I talked to an environmental psychologist at UC Berkeley who studies how furniture placement affects our sense of room size, and she told me something that made me rethink every living room I’ve ever been in: when you float furniture away from walls—even just twelve inches—the room reads as larger because our brains interpret negative space behind objects as “extra” square footage. It’s not real, obviously, but it works. I watched a 14×16 living room in Seattle feel almost spacious after the stager pulled the sofa three feet off the back wall and angled two chairs to create a conversation cluster in the center. The buyers walked in and one of them said, “Oh, this is way bigger than the photos,” which is exactly the reaction you want because photos don’t lie but our spatial reasoning kind of does.
Also—wait, maybe this is obvious—but get rid of at least thirty percent of your furniture before you even think about arranging what’s left.

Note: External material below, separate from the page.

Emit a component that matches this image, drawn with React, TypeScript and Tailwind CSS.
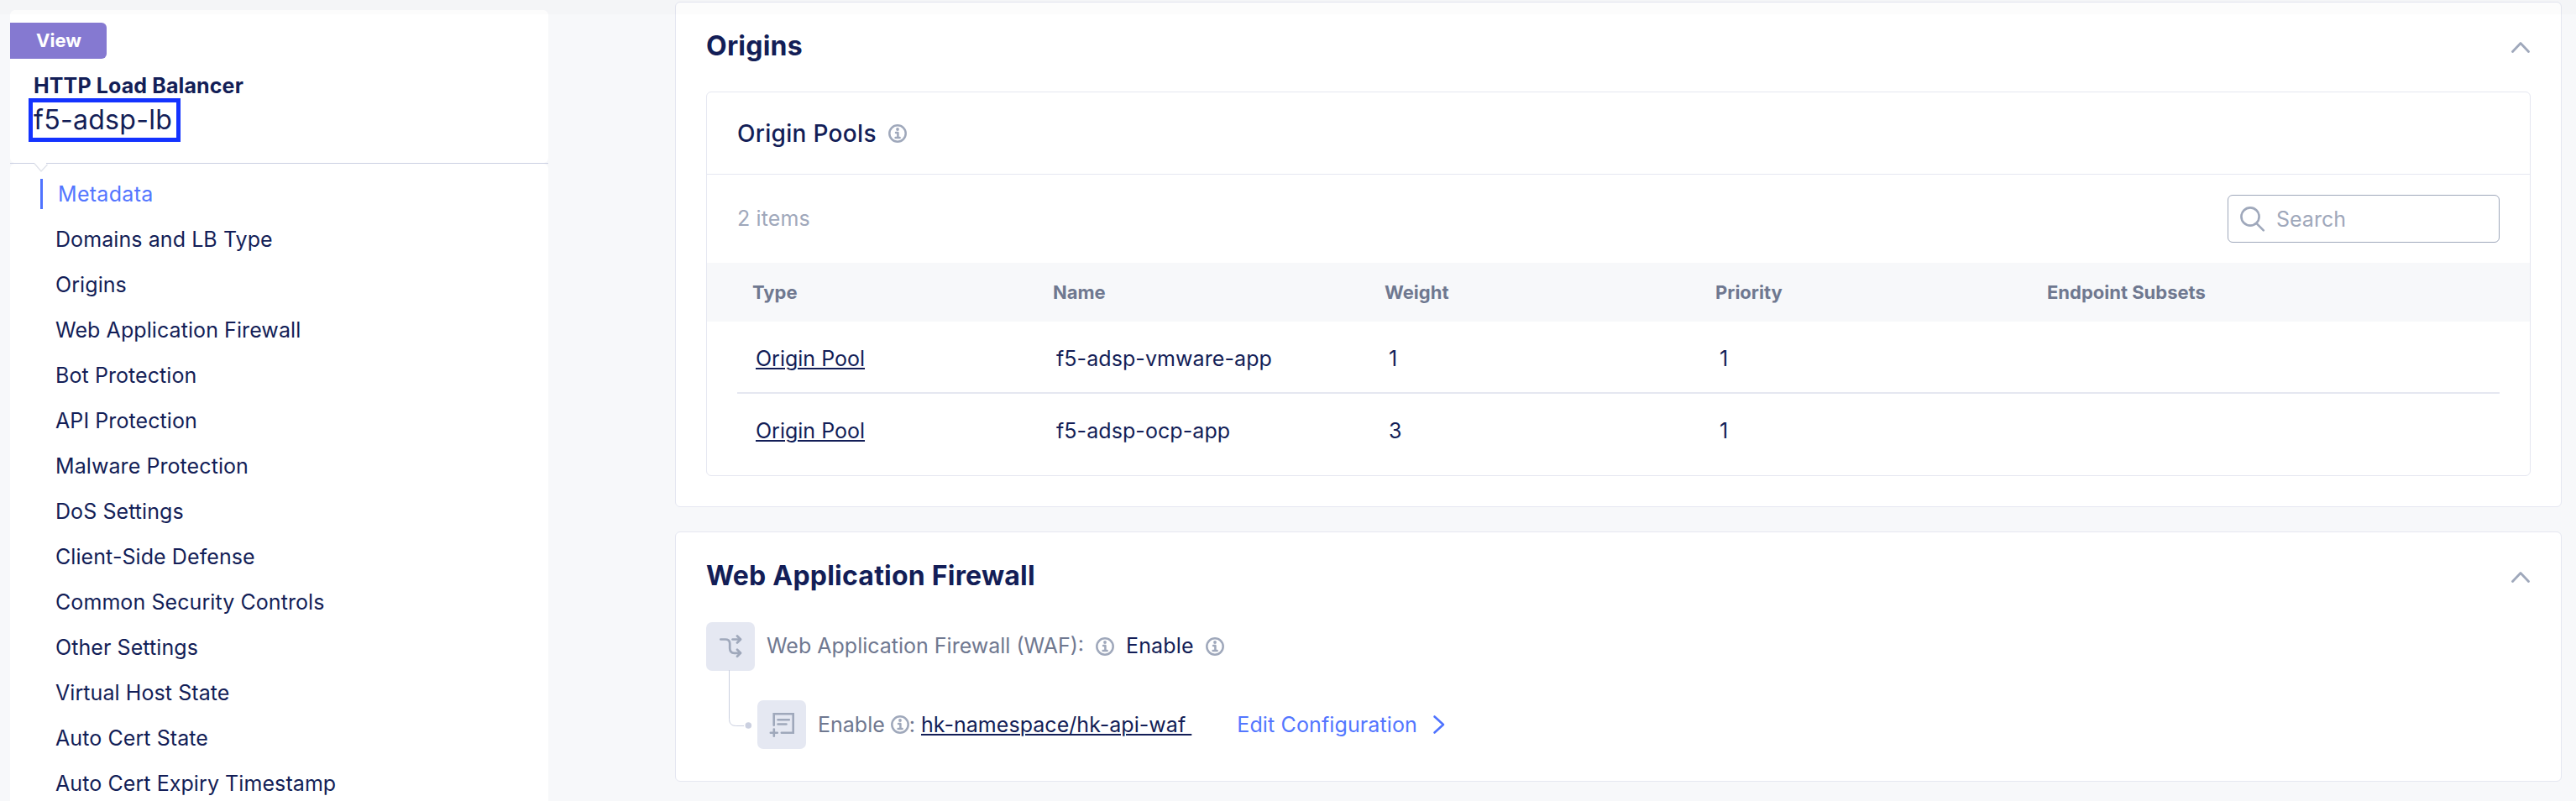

That sectional you love? Probably too big. The oversized recliner? Definately too big. Buyers need to see traffic flow, not navigate an obstacle course, and every extra piece of furniture is a visual roadblock that makes them wonder if *their* stuff will fit.
Why Neutral Colors Work Even Though Everyone Says They’re Boring and They’re Right
I get it. Beige is boring.
But here’s what I learned from a color consultant in Austin who stages luxury homes: neutral doesn’t mean beige anymore—it means “doesn’t trigger a visceral negative reaction in seventy percent of the population.” That burnt orange accent wall you love? Statistically, it’s going to make roughly half of potential buyers recoil, even if they can’t articulate why. Warm grays, soft whites, greige (yes, that’s a real word now and I hate it too)—these shades recieve the widest approval because they’re essentially visual silence. They let buyers project their own color fantasies onto the space without having to mentally erase your choices first, which is cognitive work most people don’t want to do when they’re already stressed about mortgages.
I watched a stager in Denver repaint a living room from deep teal to a color called “Accessible Beige” and the showing traffic doubled. Same house. Same light. Just less color for buyers to argue with in their heads.
Lighting Is Doing More Psychological Heavy Lifting Than You Realize and It’s Kind of Unsettling
Natural light is the holy grail, obviously, but most living rooms don’t have floor-to-ceiling windows facing south.
So you fake it. I spent an afternoon with a lighting designer who stages homes in Nashville, and she showed me this trick that felt almost manipulative: layer three types of light—ambient (overhead or recessed), task (table lamps at reading height), and accent (something aimed at art or architecture)—and the room suddenly feels professionally designed even if the furniture is from IKEA. The human eye craves variation in light levels because that’s how outdoor spaces work, with sun and shadow and dappled complexity, and when you replicate that indoors our brains relax because the lighting feels “natural” even though it’s entirely artificial. She also told me that rooms with only overhead lighting make people unconsciously anxious, which explained why I always felt vaguely tense in my last apartment.
And please, for the love of all that’s profitable, replace any bulb that’s not at least 2700K warm white. Cool-toned lighting makes skin look corpse-like and buyers will leave faster than you can say “great bones.”
The Accessories That Make Buyers Feel Something Instead of Just Seeing Something Empty
This is where staging gets weird and personal and a little bit like set design for a play nobody’s watching yet.
I used to think decorative objects were just filler—stuff to keep surfaces from looking sad—but a stager in Charleston explained that every object is a tiny story prompt. A cashmere throw draped (not folded) over the sofa suggests cozy Sunday mornings. A wooden tray with a candle and two coffee mugs implies leisurely conversations. Fresh flowers—real ones, not plastic, because buyers can tell and they judge you for it—signal care and upkeep. These aren’t logical signals; they’re emotional breadcrumbs that lead buyers toward a feeling of “I could be happy here,” which is the only feeling that actually closes sales. She told me that in her fifteen years of staging, the homes that sold fastest weren’t the biggest or the most updated—they were the ones where buyers walked in and exhaled, like they’d been holding their breath without knowing it.
Anyway, I guess the point is that staging isn’t about perfection. It’s about creating a version of home that’s just ambiguous enough for someone else to finish the story.